Alaska, possibly through its subsidiary Horizon Air, would fly 76-passenger Bombardier Q400 twin-turboprops.

At least one port commissioner has supported more flights by smaller aircraft to give passengers the most choices about when to fly.

“I’m very concerned that one flight a day won’t be sustainable,” Colleen McAleer said in May after consultant Ben Munson of Denver-based Forecast Inc. reported on efforts to re-establish air service to Fairchild.

Munson said then that SeaPort proposed three to five flights daily from Port Angeles to Sea-Tac.

Kenmore flew into nearby Boeing Field and shuttled passengers to the larger airport.

The initial service would be heavily subsidized.

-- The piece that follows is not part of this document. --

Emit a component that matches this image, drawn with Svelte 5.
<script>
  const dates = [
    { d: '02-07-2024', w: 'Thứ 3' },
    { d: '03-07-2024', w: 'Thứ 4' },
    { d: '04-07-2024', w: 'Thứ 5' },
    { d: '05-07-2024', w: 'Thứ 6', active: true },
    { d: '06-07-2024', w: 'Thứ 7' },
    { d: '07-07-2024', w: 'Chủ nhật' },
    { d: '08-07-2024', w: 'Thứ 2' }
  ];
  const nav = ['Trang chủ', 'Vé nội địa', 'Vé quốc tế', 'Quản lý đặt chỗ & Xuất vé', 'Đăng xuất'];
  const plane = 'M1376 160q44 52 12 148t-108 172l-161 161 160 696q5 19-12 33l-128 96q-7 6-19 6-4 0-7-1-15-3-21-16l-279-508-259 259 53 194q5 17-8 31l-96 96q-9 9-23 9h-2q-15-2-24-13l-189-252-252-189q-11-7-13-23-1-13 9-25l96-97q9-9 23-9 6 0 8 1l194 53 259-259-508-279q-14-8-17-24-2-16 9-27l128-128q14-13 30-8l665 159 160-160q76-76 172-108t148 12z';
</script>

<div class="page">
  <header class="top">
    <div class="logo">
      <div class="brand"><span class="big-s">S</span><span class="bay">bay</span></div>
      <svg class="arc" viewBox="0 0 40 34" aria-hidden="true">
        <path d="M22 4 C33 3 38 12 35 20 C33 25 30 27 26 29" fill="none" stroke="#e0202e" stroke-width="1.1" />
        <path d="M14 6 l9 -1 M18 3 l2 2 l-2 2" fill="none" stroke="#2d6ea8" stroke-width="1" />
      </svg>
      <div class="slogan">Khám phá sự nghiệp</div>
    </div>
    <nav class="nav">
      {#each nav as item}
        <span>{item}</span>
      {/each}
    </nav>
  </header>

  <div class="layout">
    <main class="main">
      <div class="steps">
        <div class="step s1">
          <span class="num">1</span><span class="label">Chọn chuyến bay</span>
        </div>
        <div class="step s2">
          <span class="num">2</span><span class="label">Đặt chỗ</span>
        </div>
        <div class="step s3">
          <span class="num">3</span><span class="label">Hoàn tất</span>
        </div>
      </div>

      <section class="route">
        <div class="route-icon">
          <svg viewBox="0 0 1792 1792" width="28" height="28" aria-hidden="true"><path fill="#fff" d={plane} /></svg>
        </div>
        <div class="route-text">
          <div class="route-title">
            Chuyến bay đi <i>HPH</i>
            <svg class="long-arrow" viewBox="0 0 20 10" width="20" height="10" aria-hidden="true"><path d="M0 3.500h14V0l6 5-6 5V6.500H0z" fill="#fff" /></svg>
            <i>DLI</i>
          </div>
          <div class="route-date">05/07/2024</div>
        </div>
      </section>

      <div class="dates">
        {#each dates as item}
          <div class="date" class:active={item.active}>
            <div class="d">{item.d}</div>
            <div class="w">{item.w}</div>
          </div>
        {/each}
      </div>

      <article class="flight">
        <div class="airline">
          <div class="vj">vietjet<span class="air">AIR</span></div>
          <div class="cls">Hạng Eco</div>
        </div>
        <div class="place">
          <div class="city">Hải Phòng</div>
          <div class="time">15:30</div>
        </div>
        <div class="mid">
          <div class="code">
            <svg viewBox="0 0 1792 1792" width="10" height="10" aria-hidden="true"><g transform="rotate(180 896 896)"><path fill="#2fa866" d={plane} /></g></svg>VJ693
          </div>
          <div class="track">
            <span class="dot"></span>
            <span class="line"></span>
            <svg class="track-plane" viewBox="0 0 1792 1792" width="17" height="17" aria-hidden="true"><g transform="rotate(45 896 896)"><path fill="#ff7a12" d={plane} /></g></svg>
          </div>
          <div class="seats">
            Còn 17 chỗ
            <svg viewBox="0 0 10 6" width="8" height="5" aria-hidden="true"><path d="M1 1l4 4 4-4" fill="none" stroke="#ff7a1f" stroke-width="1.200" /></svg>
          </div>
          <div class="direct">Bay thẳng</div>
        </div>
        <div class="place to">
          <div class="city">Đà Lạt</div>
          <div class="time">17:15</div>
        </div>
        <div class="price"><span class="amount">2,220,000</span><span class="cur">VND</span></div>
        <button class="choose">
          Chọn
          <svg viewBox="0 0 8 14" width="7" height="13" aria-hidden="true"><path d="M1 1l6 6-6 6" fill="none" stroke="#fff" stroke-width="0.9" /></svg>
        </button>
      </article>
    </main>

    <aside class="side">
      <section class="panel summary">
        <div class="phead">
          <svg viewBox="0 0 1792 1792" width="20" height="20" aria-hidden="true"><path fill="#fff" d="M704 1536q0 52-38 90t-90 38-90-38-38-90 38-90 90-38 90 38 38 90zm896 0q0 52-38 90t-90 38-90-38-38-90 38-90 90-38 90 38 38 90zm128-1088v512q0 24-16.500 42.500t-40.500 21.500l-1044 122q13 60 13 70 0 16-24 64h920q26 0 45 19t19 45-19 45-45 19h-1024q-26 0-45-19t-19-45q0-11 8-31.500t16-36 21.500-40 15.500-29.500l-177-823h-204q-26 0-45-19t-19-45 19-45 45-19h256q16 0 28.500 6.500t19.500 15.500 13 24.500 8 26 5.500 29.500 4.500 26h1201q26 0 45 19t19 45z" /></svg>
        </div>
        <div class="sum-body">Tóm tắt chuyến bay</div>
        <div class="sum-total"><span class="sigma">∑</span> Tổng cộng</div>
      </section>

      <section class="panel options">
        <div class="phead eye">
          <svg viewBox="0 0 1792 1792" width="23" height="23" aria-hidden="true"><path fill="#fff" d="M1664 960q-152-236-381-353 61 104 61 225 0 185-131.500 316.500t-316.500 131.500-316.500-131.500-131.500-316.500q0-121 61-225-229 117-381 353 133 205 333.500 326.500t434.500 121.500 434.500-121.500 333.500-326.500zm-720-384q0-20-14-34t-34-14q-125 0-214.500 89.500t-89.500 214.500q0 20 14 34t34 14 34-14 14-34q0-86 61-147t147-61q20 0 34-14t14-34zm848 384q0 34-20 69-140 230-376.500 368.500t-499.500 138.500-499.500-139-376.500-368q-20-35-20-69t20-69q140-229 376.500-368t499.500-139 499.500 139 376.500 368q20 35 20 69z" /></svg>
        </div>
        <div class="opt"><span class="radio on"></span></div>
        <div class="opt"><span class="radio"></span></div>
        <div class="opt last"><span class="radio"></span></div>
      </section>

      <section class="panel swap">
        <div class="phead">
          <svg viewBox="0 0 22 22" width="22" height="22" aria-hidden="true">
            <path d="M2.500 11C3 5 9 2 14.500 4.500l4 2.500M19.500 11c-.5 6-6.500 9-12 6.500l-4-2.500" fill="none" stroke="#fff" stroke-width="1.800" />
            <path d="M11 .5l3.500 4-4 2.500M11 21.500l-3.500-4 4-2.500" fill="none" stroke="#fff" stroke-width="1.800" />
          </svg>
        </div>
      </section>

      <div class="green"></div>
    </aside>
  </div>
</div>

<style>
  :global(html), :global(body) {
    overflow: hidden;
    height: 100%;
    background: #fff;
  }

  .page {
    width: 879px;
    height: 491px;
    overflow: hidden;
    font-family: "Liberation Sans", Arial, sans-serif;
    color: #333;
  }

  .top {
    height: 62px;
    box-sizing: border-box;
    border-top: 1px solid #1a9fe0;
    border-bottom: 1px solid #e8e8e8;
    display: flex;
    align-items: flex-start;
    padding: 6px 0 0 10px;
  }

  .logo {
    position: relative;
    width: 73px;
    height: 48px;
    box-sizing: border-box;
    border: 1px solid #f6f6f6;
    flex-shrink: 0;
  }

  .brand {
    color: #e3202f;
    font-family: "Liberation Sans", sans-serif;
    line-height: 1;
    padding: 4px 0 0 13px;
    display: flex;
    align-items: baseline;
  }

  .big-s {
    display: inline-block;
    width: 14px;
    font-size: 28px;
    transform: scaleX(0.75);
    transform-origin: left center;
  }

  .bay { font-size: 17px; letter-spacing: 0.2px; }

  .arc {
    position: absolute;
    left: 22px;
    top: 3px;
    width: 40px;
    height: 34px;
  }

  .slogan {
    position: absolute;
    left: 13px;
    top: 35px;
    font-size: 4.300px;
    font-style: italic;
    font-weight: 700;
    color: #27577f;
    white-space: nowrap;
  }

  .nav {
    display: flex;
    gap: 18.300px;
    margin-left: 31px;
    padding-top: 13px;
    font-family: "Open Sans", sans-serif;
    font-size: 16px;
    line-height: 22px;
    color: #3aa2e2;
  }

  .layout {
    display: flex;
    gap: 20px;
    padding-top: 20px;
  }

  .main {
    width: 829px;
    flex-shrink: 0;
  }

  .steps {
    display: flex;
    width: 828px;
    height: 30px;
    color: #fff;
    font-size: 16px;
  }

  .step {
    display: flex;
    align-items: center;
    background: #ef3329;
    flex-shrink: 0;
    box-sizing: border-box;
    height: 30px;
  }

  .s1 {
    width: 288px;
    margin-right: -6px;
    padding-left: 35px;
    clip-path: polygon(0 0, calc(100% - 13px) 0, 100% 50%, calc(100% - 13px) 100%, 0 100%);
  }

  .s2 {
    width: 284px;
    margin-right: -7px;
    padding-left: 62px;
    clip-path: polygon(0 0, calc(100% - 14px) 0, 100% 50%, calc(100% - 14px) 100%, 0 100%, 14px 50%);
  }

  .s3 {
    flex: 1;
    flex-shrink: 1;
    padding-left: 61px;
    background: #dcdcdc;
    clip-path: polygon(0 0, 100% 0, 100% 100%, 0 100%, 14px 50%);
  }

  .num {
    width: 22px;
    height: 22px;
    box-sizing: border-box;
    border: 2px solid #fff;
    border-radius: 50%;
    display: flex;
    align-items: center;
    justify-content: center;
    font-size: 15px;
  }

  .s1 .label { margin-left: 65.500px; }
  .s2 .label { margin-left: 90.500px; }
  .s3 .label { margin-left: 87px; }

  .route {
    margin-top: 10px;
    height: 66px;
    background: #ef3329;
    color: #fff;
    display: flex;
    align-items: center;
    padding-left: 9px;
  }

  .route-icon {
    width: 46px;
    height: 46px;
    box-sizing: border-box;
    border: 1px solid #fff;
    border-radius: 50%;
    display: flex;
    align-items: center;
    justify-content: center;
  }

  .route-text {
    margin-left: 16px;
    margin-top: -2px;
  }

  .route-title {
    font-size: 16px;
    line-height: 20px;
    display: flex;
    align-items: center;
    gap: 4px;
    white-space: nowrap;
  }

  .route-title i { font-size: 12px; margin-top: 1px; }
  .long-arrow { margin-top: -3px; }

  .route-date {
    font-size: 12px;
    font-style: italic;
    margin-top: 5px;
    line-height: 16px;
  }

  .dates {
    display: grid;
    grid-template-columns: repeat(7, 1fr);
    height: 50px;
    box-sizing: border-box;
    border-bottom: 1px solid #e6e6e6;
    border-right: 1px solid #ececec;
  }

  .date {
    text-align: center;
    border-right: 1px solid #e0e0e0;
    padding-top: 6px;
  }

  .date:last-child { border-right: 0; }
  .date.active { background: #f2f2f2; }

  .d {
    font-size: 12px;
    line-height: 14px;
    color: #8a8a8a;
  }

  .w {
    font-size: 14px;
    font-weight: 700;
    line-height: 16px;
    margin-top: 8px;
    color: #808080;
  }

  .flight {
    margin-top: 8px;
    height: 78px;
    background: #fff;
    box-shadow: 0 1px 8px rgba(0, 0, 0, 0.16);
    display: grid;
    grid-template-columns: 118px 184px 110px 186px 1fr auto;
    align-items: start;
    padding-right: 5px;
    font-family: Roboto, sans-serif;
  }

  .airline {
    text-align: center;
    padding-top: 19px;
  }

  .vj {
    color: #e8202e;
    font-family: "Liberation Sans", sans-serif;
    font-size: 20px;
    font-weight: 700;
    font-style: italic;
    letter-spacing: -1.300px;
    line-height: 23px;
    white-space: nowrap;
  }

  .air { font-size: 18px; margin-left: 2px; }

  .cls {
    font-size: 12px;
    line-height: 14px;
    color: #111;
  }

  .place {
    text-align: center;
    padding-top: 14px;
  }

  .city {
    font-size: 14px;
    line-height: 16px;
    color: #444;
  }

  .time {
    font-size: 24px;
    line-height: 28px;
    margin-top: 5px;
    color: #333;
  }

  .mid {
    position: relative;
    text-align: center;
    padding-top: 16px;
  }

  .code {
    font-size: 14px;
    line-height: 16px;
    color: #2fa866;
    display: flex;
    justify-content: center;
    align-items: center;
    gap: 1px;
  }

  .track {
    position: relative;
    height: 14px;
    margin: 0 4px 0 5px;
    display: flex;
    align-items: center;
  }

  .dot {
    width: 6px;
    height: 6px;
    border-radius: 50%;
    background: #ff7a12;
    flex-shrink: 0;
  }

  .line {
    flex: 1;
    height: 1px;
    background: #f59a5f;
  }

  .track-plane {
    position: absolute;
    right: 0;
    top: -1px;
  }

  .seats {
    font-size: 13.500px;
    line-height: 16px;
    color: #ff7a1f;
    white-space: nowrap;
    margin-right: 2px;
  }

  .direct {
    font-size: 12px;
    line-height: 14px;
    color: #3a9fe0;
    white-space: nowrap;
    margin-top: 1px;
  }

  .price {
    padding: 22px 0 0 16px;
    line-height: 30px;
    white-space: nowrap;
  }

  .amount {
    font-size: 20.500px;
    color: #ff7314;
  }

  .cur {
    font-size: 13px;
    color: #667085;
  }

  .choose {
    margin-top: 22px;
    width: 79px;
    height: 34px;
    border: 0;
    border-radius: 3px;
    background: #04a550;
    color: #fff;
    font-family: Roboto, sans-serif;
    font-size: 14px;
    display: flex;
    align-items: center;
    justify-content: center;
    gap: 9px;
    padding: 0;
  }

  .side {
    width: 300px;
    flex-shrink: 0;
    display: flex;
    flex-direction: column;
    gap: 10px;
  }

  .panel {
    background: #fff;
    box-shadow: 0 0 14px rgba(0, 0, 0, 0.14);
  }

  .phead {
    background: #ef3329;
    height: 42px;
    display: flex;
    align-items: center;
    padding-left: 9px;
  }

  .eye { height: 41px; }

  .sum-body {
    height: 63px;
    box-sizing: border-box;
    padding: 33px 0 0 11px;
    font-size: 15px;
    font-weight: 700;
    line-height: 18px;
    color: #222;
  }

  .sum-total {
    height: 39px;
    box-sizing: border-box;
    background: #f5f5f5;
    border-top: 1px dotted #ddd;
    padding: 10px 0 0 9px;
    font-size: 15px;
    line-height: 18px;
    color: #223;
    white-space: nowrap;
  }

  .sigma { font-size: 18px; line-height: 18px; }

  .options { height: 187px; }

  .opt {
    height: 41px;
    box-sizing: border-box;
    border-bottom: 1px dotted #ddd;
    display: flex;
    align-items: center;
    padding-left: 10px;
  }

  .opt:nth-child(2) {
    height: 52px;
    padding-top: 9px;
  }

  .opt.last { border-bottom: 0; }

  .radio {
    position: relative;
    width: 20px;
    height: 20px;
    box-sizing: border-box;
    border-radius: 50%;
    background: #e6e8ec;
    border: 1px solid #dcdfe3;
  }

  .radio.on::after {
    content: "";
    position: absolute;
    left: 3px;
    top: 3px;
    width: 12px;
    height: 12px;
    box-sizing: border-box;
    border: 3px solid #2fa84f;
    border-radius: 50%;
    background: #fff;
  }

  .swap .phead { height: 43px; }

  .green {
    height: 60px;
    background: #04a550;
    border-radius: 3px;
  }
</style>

The Port of Seattle will waive up to $225,000 in annual landing fees, gate and lobby fees, and ticket counter rental fees for each daily flight to Sea-Tac for up to two years.

The Port of Port Angeles also would waive all landing and terminal fees the first year and half of them the second year.

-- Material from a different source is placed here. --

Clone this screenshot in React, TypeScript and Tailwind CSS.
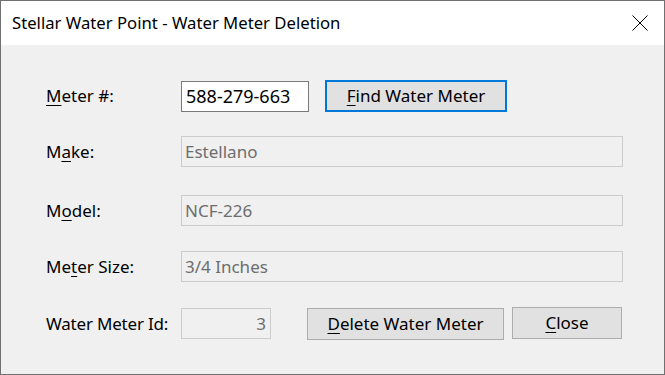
import React from "react";

const U = ({ children }: { children: React.ReactNode }) => (
  <span className="underline decoration-1 underline-offset-[3px]">{children}</span>
);

export default function App() {
  return (
    <div
      className="w-[665px] h-[375px] border border-[#707070] bg-[#f0f0f0] flex flex-col text-black"
      style={{ fontFamily: '"Noto Sans", "Open Sans", sans-serif' }}
    >
      <div className="h-[44px] bg-white flex items-center justify-between pl-[11px] pr-[16px] shrink-0">
        <span className="text-[16.7px] leading-none">Stellar Water Point - Water Meter Deletion</span>
        <svg width="16" height="16" viewBox="0 0 16 16" className="shrink-0">
          <path d="M0.5 0.5 L15.5 15.5 M15.5 0.5 L0.5 15.5" stroke="#000" strokeWidth="1" fill="none" />
        </svg>
      </div>
      <div className="flex flex-col pl-[45px] text-[17px]">
        <div className="flex items-center h-[32px] mt-[35px]">
          <div className="w-[135px]"><U>M</U>eter #:</div>
          <div className="w-[128px] h-[31px] border border-[#7a7a7a] bg-white flex items-center px-[4px] text-[18px]">588-279-663</div>
          <div className="ml-[16px] w-[182px] h-[32px] border-2 border-[#0078d7] bg-[#e1e1e1] flex items-center justify-center"><span><U>F</U>ind Water Meter</span></div>
        </div>
        <div className="flex items-center h-[31px] mt-[24px]">
          <div className="w-[135px]">M<U>a</U>ke:</div>
          <div className="w-[442px] h-[31px] border border-[#cccccc] flex items-center px-[3px] text-[#6d6d6d]">Estellano</div>
        </div>
        <div className="flex items-center h-[31px] mt-[28px]">
          <div className="w-[135px]">M<U>o</U>del:</div>
          <div className="w-[442px] h-[31px] border border-[#cccccc] flex items-center px-[3px] text-[#6d6d6d]">NCF-226</div>
        </div>
        <div className="flex items-center h-[31px] mt-[25px]">
          <div className="w-[135px]">Me<U>t</U>er Size:</div>
          <div className="w-[442px] h-[31px] border border-[#cccccc] flex items-center px-[3px] text-[#6d6d6d]">3/4 Inches</div>
        </div>
        <div className="flex items-center h-[33px] mt-[25px]">
          <div className="w-[135px] tracking-[-0.2px]">Water Meter Id:</div>
          <div className="w-[90px] h-[31px] border border-[#cccccc] flex items-center justify-end px-[4px] text-[#6d6d6d]">3</div>
          <div className="ml-[36px] w-[197px] h-[32px] mt-[1px] border border-[#adadad] bg-[#e1e1e1] flex items-center justify-center"><span><U>D</U>elete Water Meter</span></div>
          <div className="ml-[8px] w-[110px] h-[32px] -mt-[1px] border border-[#adadad] bg-[#e1e1e1] flex items-center justify-center"><span><U>C</U>lose</span></div>
        </div>
      </div>
    </div>
  );
}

It would contribute $6 per outbound seat on any airline to market the service. That would drop to $3 after a year, Munson said.

Munson said he hoped the cities of Forks, Port Angeles and Sequim, plus Clallam County, could contribute another $20,000 of annual marketing support.

The port also will spend about $103,000 more for Forecast Inc.’s market survey and marketing overtures to airlines.

It hopes to recoup its costs after two years.

The incentives to a carrier flying Caravans would be worth $300,000 a year for three flights, more than $350,000 for four flights and more than $400,000 for five flights, he said. For a carrier flying one 70-passenger plane per day, they would total around $600,000.

If SeaPort starts the service, it will be its second entry into the Seattle market, having once shuttled between Seattle and Portland.

It currently does not fly into Washington state. Its scheduled flights serve southeast Alaska, Oregon, California, Texas, Kansas, Missouri, Arkansas, Alabama and Mississippi, plus San Felipe, Mexico.

Kenmore provided the only scheduled commercial air passenger service on the North Olympic Peninsula for 10 years starting in 2004, when it took over from Horizon Air.

Horizon had replaced San Juan Airlines, which flew from Fairchild to Boeing Field in 2003-04. San Juan Airlines had replaced Harbor Air, which went out of business in 2001.

In a related development Tuesday, port commissioners decided to accept 95 percent federal and state financing for a new airport master plan that would precede an environmental assessment of trees in the city-owned Lincoln Park that grow in the Fairchild flight path.

Commissioners, however, said they would prefer to negotiate directly with the city of Port Angeles and drop the $658,237 study, although almost all of it will be financed by the Federal Aviation Administration and the state Department of Transportation.

The study wouldn’t be finished until early 2017, Ludke said, with trees slated for removal the following summer.